# Older man falls



## RobinWren (Jan 5, 2022)

In Vancouver an older man fell, his neighbours heard his cries for help and called 911. The building is six blocks from the hospital, it took the paramedics 6 hours to get there. I know that the system is stretched but I wonder why the fire brigade did not answer the call, they could have lifted him up off the floor.? When I had to call 911 I got fire, police and ambulance to my door, has this changed?


----------



## RFW (Jan 5, 2022)

Big cities are becoming more and more unlivable, in my opinion. Everything is stretched too thin and people in power focus on the wrong things.


----------



## Jules (Jan 5, 2022)

@RobinWren  I don’t know what article you’re reading so haven’t the facts.  Could you link the story.  

Not in BC, in Ontario they’re having to reallocate staff at fire stations because of illness of staff.


----------



## old medic (Jan 6, 2022)

It could be due to the dispatch system and covid.... Here if the caller tells 911 they are not hurt, they just get the FD to help them up.
BUT If they meet the possible Covid criteria, then the FD is not called and its given to the Ambulance, but as a low priority, and if other calls keep coming in....  I would have gone to my neighbor at the 1st yell....


----------



## RobinWren (Jan 6, 2022)

Jules said:


> @RobinWren  I don’t know what article you’re reading so haven’t the facts.  Could you link the story.
> 
> Not in BC, in Ontario they’re having to reallocate staff at fire stations because of illness of staff.


I have to figure out how to link.
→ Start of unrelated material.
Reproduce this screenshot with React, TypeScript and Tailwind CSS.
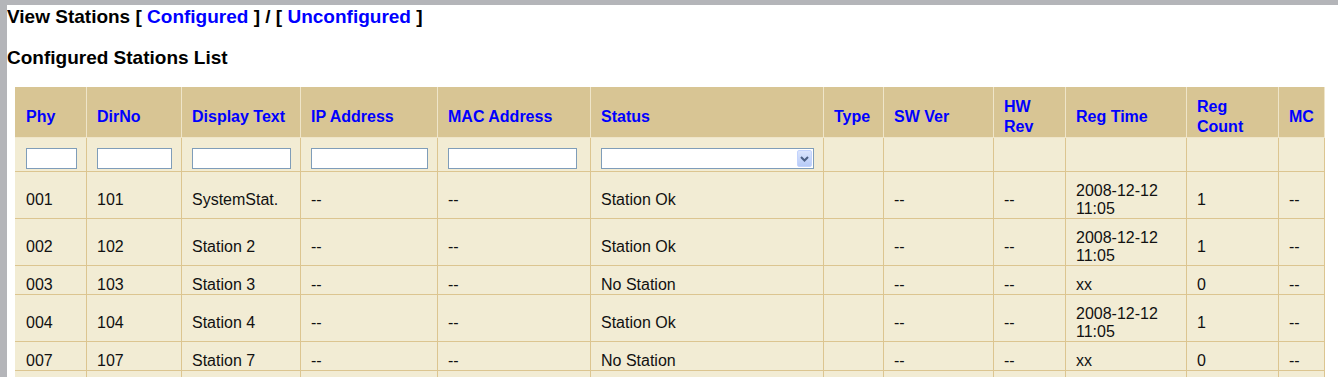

It happened in Vancouver in the last couple of days.


----------



## Alligatorob (Jan 6, 2022)

https://www.msn.com/en-ca/news/cana...lance-on-vancouver-apartment-floor/ar-AAStypd

Awful story, lets  hope it was the rare exception...


----------



## Jules (Jan 6, 2022)

Thanks @Alligatorob   I hadn’t seen that on other news sites.  Six hours makes you wonder if 911 was contacted more than once.


----------